◆ GOAL: Retype the opening lines of the data exactly, stopping after the line that contains "import clsx from". Skip every picture.

**********

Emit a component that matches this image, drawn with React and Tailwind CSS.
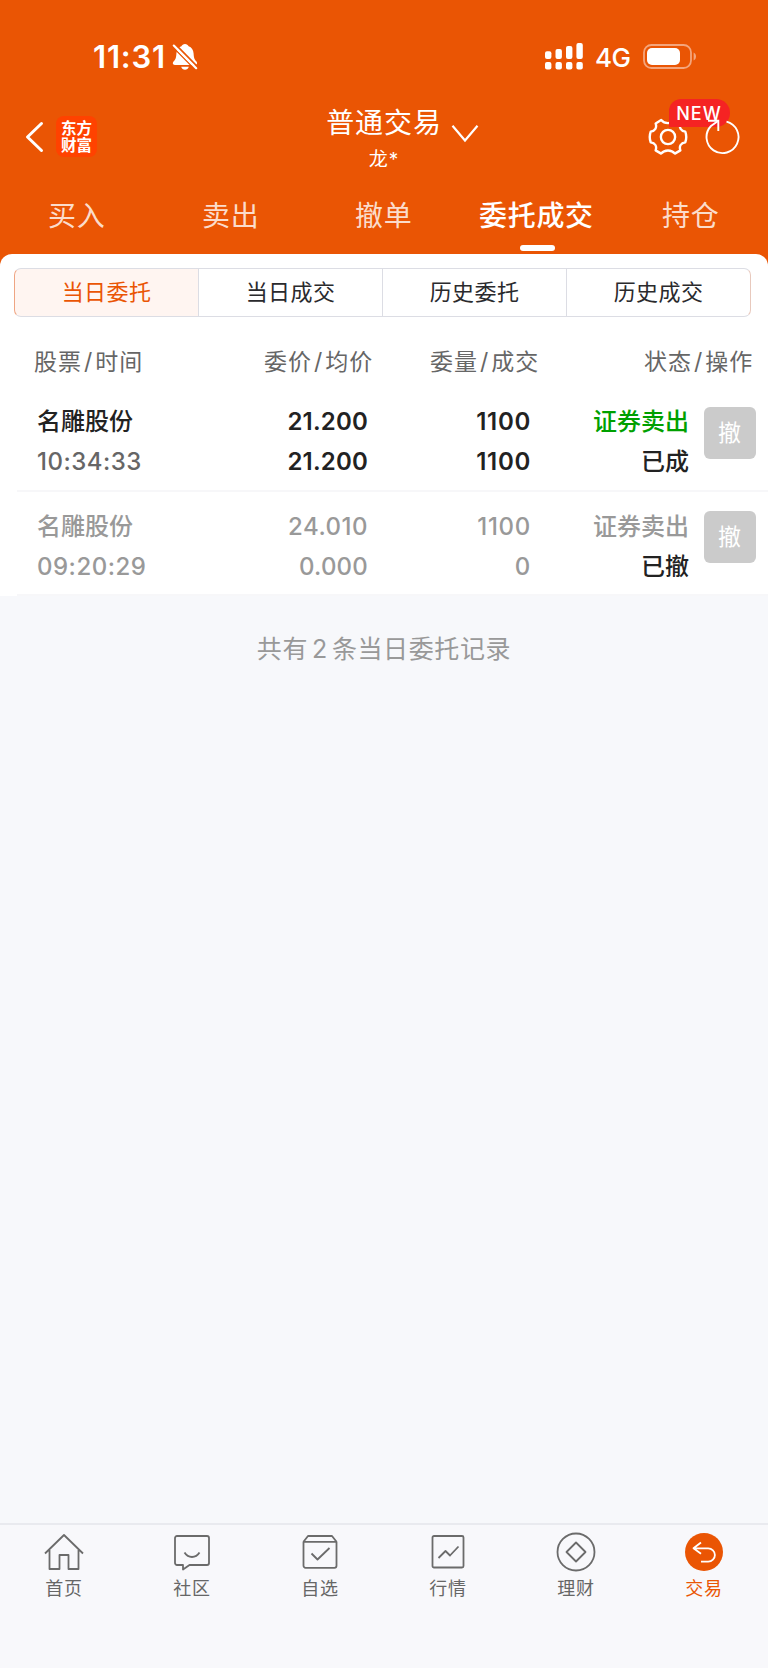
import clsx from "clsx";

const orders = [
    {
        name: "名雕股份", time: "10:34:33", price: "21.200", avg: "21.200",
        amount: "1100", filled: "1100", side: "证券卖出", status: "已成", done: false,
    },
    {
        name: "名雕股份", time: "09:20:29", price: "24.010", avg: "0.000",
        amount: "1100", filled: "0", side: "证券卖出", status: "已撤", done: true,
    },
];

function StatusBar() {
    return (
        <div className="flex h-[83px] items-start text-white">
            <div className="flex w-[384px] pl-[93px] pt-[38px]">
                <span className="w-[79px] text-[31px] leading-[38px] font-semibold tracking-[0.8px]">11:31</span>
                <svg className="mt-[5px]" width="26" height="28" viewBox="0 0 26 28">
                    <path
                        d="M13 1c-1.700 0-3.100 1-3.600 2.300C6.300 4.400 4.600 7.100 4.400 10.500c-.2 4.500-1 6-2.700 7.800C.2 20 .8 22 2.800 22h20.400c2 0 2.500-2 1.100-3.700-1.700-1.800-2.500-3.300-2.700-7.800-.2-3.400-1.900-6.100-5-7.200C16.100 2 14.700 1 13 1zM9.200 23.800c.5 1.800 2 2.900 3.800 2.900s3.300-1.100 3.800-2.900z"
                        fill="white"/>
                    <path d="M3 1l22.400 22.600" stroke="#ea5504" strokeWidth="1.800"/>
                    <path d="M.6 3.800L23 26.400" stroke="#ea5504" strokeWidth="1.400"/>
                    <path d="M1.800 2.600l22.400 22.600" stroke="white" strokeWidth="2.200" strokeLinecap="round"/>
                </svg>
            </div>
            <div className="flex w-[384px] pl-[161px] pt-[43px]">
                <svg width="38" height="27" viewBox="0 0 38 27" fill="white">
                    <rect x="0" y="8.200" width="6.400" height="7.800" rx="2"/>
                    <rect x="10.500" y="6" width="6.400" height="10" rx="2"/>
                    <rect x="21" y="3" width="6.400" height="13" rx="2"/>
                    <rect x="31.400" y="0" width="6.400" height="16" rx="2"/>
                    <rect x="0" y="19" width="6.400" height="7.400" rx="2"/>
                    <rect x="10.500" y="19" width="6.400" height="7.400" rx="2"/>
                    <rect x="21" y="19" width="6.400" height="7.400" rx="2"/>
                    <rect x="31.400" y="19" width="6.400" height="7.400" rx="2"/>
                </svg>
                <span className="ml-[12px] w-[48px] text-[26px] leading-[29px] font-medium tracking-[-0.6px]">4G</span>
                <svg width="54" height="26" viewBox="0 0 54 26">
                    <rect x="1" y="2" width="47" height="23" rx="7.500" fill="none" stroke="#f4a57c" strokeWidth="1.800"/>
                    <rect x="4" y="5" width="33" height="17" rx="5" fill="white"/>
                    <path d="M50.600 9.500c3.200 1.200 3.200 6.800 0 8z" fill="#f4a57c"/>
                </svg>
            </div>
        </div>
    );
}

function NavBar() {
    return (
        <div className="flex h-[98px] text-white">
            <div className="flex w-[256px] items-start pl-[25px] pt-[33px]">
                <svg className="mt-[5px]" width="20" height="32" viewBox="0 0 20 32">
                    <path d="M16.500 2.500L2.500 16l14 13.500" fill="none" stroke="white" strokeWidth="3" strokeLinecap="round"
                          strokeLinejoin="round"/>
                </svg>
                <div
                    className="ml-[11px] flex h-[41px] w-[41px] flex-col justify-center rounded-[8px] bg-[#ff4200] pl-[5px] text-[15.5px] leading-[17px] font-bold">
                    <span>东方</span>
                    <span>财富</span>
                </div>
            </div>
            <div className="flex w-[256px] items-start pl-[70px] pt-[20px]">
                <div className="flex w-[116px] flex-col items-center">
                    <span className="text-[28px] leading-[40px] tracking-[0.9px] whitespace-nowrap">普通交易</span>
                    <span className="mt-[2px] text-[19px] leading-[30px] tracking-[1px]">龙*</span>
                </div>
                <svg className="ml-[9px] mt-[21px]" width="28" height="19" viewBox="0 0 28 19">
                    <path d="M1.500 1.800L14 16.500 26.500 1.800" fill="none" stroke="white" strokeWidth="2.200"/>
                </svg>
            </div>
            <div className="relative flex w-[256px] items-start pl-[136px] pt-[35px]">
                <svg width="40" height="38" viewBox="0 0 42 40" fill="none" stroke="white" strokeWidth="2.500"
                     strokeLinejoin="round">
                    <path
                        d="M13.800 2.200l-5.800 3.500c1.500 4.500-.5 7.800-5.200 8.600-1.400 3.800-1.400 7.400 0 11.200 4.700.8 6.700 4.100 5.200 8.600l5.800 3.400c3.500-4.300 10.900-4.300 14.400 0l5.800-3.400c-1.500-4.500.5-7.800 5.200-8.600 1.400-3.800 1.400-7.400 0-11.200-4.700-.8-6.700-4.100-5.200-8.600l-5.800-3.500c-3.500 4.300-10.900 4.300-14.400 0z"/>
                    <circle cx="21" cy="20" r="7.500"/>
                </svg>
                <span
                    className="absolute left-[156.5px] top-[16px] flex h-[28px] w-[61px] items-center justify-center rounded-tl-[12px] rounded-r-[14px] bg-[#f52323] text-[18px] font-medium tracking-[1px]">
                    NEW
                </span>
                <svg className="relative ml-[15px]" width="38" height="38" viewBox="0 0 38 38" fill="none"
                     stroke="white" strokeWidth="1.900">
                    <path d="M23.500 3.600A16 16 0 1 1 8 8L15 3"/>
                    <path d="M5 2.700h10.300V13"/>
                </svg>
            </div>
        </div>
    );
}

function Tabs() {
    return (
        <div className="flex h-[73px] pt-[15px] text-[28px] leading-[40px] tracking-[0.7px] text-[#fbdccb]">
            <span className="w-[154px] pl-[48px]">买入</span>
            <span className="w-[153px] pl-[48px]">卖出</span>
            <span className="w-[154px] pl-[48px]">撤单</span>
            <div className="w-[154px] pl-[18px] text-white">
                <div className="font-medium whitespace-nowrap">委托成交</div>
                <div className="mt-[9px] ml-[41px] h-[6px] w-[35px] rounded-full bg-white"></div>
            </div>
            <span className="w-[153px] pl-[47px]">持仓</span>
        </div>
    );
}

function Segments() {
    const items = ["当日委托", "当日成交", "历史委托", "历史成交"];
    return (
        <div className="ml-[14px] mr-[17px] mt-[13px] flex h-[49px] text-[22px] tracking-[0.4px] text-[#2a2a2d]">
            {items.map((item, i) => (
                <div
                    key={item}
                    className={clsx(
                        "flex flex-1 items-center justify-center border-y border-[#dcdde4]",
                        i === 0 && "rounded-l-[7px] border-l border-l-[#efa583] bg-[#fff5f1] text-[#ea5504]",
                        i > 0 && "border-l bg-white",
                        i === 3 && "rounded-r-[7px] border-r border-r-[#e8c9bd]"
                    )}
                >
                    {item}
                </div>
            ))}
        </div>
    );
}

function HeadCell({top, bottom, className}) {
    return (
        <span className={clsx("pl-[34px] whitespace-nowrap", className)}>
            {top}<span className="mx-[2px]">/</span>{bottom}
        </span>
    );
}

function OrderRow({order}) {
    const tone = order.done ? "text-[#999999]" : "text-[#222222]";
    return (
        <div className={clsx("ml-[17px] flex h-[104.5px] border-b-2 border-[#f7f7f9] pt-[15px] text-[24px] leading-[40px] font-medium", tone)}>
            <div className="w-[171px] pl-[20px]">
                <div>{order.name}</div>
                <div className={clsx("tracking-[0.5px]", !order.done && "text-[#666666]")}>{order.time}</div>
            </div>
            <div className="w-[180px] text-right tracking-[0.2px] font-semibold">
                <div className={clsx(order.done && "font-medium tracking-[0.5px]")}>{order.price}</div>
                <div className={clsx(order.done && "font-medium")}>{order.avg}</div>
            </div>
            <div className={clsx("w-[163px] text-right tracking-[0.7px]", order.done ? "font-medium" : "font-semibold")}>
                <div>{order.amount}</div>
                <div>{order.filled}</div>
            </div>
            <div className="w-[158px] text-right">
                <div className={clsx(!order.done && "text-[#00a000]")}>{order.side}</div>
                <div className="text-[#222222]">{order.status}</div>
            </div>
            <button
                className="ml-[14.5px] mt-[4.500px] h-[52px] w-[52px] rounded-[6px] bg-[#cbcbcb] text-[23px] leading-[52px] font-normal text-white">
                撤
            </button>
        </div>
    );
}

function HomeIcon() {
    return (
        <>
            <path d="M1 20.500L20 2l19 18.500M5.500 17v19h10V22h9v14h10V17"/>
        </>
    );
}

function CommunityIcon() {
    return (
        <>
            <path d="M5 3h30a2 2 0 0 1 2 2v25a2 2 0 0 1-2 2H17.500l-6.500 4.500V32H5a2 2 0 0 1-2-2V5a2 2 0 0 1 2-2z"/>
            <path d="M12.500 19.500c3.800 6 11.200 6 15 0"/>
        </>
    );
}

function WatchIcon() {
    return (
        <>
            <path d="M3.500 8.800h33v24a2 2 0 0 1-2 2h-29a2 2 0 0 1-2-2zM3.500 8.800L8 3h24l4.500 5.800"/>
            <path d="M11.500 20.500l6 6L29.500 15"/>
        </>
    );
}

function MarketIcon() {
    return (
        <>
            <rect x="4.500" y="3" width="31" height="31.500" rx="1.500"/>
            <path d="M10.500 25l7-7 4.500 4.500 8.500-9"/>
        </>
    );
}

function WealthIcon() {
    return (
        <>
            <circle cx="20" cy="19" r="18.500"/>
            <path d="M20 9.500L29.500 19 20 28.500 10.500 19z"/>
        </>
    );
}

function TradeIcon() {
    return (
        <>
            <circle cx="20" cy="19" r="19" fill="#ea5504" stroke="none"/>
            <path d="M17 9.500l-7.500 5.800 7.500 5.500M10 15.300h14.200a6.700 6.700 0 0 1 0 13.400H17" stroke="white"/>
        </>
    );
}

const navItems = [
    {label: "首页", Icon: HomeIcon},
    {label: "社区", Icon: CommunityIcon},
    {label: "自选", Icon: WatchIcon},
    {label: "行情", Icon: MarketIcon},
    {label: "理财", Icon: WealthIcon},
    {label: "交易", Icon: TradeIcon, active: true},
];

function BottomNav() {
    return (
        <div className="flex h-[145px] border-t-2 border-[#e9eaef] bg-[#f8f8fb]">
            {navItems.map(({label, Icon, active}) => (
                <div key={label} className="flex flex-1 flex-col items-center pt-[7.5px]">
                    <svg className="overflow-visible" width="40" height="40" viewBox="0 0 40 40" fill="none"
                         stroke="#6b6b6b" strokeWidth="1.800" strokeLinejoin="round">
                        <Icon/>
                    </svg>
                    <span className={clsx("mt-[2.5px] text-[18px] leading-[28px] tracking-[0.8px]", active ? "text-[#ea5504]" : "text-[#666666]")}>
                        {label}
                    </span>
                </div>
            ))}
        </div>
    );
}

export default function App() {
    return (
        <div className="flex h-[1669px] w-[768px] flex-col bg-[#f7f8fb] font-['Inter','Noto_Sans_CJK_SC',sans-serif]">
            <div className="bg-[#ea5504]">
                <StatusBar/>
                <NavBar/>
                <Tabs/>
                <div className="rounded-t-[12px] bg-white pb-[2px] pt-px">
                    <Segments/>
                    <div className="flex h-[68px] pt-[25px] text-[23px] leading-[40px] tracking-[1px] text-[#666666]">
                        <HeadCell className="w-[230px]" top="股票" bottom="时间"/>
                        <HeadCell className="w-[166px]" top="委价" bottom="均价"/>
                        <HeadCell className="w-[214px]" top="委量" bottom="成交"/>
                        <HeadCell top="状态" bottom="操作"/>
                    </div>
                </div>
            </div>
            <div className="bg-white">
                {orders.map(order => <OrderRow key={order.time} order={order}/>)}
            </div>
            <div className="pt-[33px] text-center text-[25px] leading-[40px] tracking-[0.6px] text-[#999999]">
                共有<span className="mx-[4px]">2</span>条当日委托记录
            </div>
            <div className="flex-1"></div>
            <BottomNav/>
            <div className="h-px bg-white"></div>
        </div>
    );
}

**********

◆ OUTPUT FOR THIS TASK:
Emit a component that matches this image, drawn with React and Tailwind CSS.
import clsx from "clsx";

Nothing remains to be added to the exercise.